Il Manifesto - Distillati di libertà
Distillati di libertà Il Nonino premia quest'anno lo scrittore Norman Manea, Tzvetan Todorov , "maestro del nostro tempo", e il Progetto educativo per l'infanzia di Reggio Emilia GIANFRANCO CAPIT...
Distillati di libertà
Il Nonino premia quest'anno lo scrittore Norman Manea, Tzvetan Todorov , "maestro del nostro tempo", e il Progetto educativo per l'infanzia di Reggio Emilia
GIANFRANCO CAPITTA - PERCOTO (Udine)
Del premio Nonino si è detto quasi tutto: della sua straordinarietà nel panorama dei premi letterari italiani e non solo, dell'autorevolezza della sua giuria presieduta da Claudio Magris, del fatto che in qualche caso abbia preceduto il Nobel nel premiare scrittori come Rigoberta Menchù o V.S. Naipaul, della sua atmosfera confortevole e commovente, insomma del genio di Giannola e Benito Nonino (patrocinatori e padroni di casa) e della loro famiglia che continua a svilupparsi lungo una linea quasi tutta femminile.
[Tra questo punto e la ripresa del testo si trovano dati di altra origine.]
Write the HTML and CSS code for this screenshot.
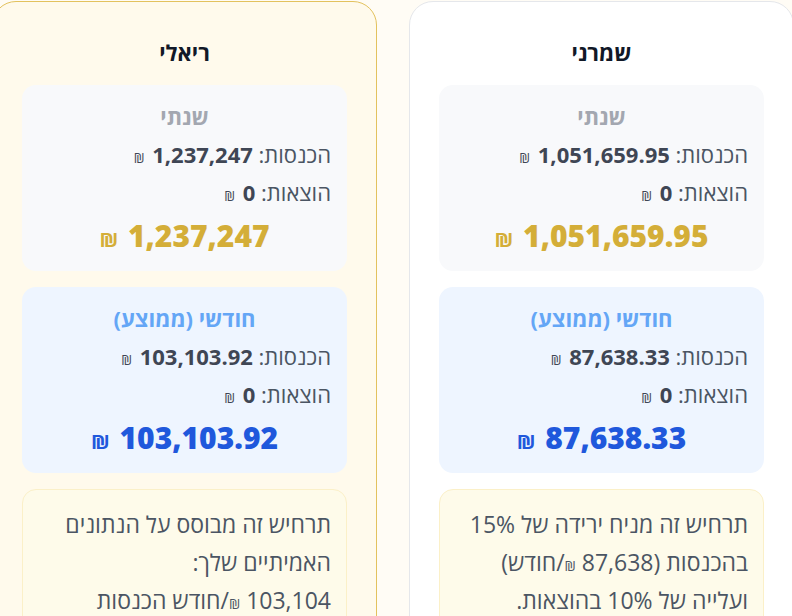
FILE: index.html
```html
<!DOCTYPE html>
<html lang="he" dir="rtl">
<head>
    <meta charset="UTF-8">
    <meta name="viewport" content="width=device-width, initial-scale=1.0">
    <title>תרחישים</title>
    <link rel="stylesheet" href="styles.css">
</head>
<body>
    <div class="scenarios">
        <!-- conservative scenario -->
        <div class="scenario">
            <h2 class="scenario-title">שמרני</h2>
            <div class="period yearly">
                <div class="period-title">שנתי</div>
                <div class="row">הכנסות: <b>1,051,659.95 <span class="nis">₪</span></b></div>
                <div class="row">הוצאות: <b>0 <span class="nis">₪</span></b></div>
                <div class="total">1,051,659.95 <span class="nis">₪</span></div>
            </div>
            <div class="period monthly">
                <div class="period-title">חודשי (ממוצע)</div>
                <div class="row">הכנסות: <b>87,638.33 <span class="nis">₪</span></b></div>
                <div class="row">הוצאות: <b>0 <span class="nis">₪</span></b></div>
                <div class="total">87,638.33 <span class="nis">₪</span></div>
            </div>
            <div class="note">
                תרחיש זה מניח ירידה של 15% בהכנסות (87,638 <span class="nis">₪</span>/חודש) ועלייה של 10% בהוצאות.
            </div>
        </div>

        <!-- realistic scenario -->
        <div class="scenario realistic">
            <h2 class="scenario-title">ריאלי</h2>
            <div class="period yearly">
                <div class="period-title">שנתי</div>
                <div class="row">הכנסות: <b>1,237,247 <span class="nis">₪</span></b></div>
                <div class="row">הוצאות: <b>0 <span class="nis">₪</span></b></div>
                <div class="total">1,237,247 <span class="nis">₪</span></div>
            </div>
            <div class="period monthly">
                <div class="period-title">חודשי (ממוצע)</div>
                <div class="row">הכנסות: <b>103,103.92 <span class="nis">₪</span></b></div>
                <div class="row">הוצאות: <b>0 <span class="nis">₪</span></b></div>
                <div class="total">103,103.92 <span class="nis">₪</span></div>
            </div>
            <div class="note">
                תרחיש זה מבוסס על הנתונים האמיתיים שלך:<br>
                103,104 <span class="nis">₪</span>/חודש הכנסות<br>
                0 <span class="nis">₪</span>/חודש הוצאות
            </div>
        </div>
    </div>
</body>
</html>
```
FILE: styles.css
```css
html, body {
    overflow: hidden;
}
body {
    margin: 0;
    font-family: "Open Sans", "DejaVu Sans", sans-serif;
    background-color: #fffcf5;
    color: #4b5563;
}
.scenarios {
    display: grid;
    grid-template-columns: repeat(2, 385px);
    gap: 32px;
    width: 802px;
    margin-right: -2px;
    padding-top: 1px;
}
.scenario {
    background-color: #fff;
    border: 1px solid #e5e7eb;
    border-radius: 24px;
    padding: 35px 29px 24px;
}
.scenario.realistic {
    background-color: #fffaec;
    border-color: #e3c25e;
}
.scenario-title {
    margin: 0 0 18px;
    font-size: 22px;
    line-height: 30px;
    font-weight: 700;
    color: #111827;
    text-align: center;
}
.period {
    border-radius: 14px;
    padding: 16px 16px 15px;
    margin-bottom: 16px;
}
.period.yearly {
    background-color: #f8f9fb;
}
.period.monthly {
    background-color: #eef5ff;
}
.period-title {
    font-size: 22px;
    line-height: 30px;
    font-weight: 700;
    text-align: center;
    margin-bottom: 4px;
}
.yearly .period-title {
    color: #a3a7b0;
}
.monthly .period-title {
    color: #64a6f6;
}
.row {
    font-size: 22px;
    line-height: 38px;
}
.row b {
    color: #3f4654;
}
.nis {
    font-size: 0.62em;
    font-weight: 400;
    line-height: 1;
    margin-right: 2px;
}
.total {
    font-size: 30px;
    line-height: 40px;
    font-weight: 800;
    text-align: center;
    margin-top: 5px;
}
.total .nis {
    font-size: 0.68em;
    font-weight: 700;
}
.yearly .total {
    color: #d4ae38;
}
.monthly .total {
    color: #1f58dc;
}
.note {
    background-color: #fefbea;
    border: 1px solid #fbf0c8;
    border-radius: 14px;
    padding: 15px 15px 15px 16px;
    font-size: 23px;
    line-height: 38px;
}
.note .nis {
    margin-right: 0;
}
```
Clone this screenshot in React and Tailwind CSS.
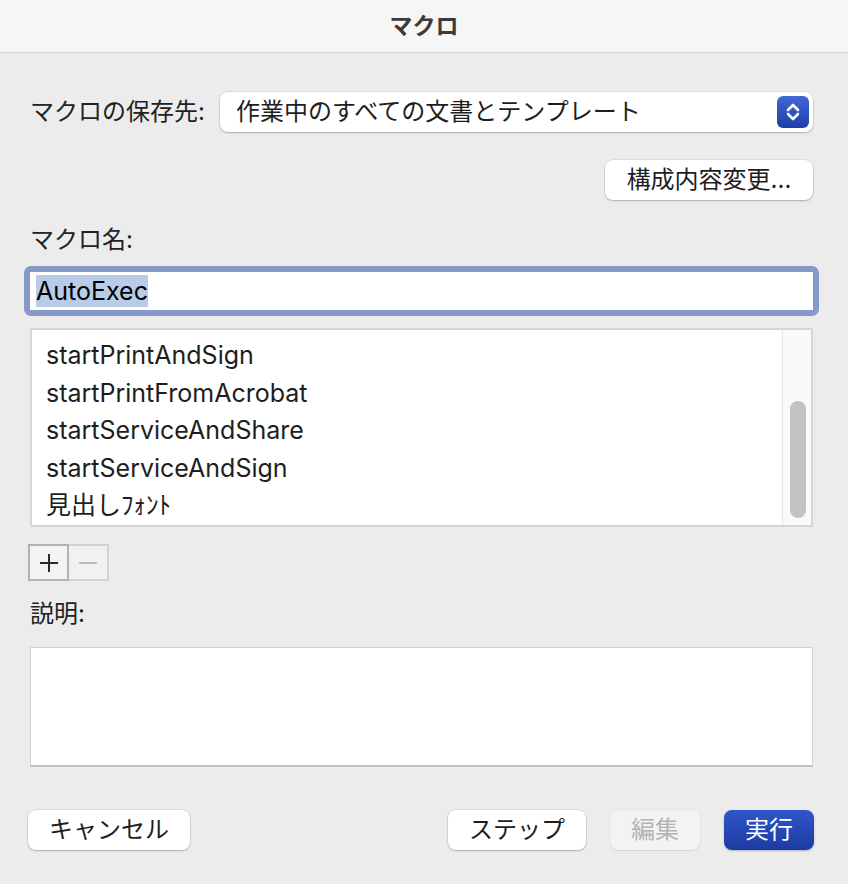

Quest'anno c'era qualcosa di più, o di più esplicito, tra quei pranzi e quella grappa prelibata, mentre le fisarmoniche suonavano furlane e canzoni da ballo. Forse anche la coincidenza con la "giornata della memoria", insieme ai nomi e alle esperienze che hanno guadagnato il premio, hanno fatto di questo ventisettesimo appuntamento in casa Nonino un evento di quelli sempre meno frequenti. Un filo comune (e perfino certe caratteristiche biografiche, come migrazione e esilio) legano lo scrittore rumeno-americano Norman Manea e il franco-bulgaro Tzvetan Todorov. Il primo si è aggiudicato il riconoscimento per il 2002, per la sua scrittura e per la forza placida con cui racconta una vita vissuta dolorosamente, bambino in un campo di concentramento nazista, adulto represso dal regime della famiglia Ceausescu in Romania, oggi occhio critico sull'America dal Bard College dove insegna.
Todorov è stato designato "maestro del nostro tempo" non solo per i suoi meriti scientifici, ma per la passione e il rigore con cui dall'università parigina si sforza di capire e spiegare il mondo, i suoi totalitarismi e la crudeltà con cui spesso, anche da sponde apparentemente opposte, si accaniscono contro l'umanità. La sua è una visione della politica lucida e presente, che lo vede accusare senza cedimenti e senza argini possibili l'aggressività illusoria dell'occidente, la crudeltà dei suoi "interventi umanitari", la coscienza malcelata del suo accanimento sulle vittime civili, nei Balcani come in Afghanistan. Un premio meritatissimo certo, e però anche fortemente controcorrente, oggi.
Ma il premio più polemico contro il conformismo dilagante, nonostante il suo abito di letizia e creatività, è stato quello assegnato, come "maestro italiano del nostro tempo", al Progetto educativo per l'infanzia di Reggio Emilia. Una sorta di schiaffo, seppure mascherato da brindisi, alle frettolose e privatizzatrici pretese di riforma della Moratti, bloccate per altro dai suoi stessi alleati di governo. L'esperienza di Reggio Emilia fu riconosciuta la migliore del mondo, una decina d'anni fa, da una indagine accurata della rivista americana Newsweek, ma la riconferma di oggi serve non solo a segnalarne al continuità, ma anche a conoscere meglio una storia così affascinante.
E' scomparso da qualche anno il pedagogista Loris Malaguzzi, che dell'iniziativa fu il garante scientifico, colui che ha fissato per sempre nel rispetto innanzitutto della stessa infanzia la regola fondamentale dell'educazione, ma vivono ancora, insieme alle insegnanti di oggi (maestre ma anche artiste e musiciste) alcune delle madri e delle donne che alla scuola diedero origine.
Come Marta Lusardi, che ha raccontato come il primo sostegno finanziario fu ricavato dalla vendita di residuati bellici abbandonati dai tedeschi in fuga ("un carrarmato, dei cavalli..."), ma soprattutto ha fatto capire, con grande emozione, come quella scelta si collegasse alla politica del Cln; come su questo si concentrasse l'impegno della cooperazione riapparsa dopo l'oscuramento fascista. E come soprattutto quella della scuola sia stata una scelta imposta dalle donne come prima necessità della ricostruzione. Gli uomini pare fossero più dell'idea che si sarebbe potuto impiegare quello sforzo nella costruzione di un cinema. Una storia bellissima ed esemplare, che nella pratica quotidiana perde il suo romantico alone letterario, ma che certo meriterebbe oggi più di prima di essere ben raccontata proprio nelle scuole.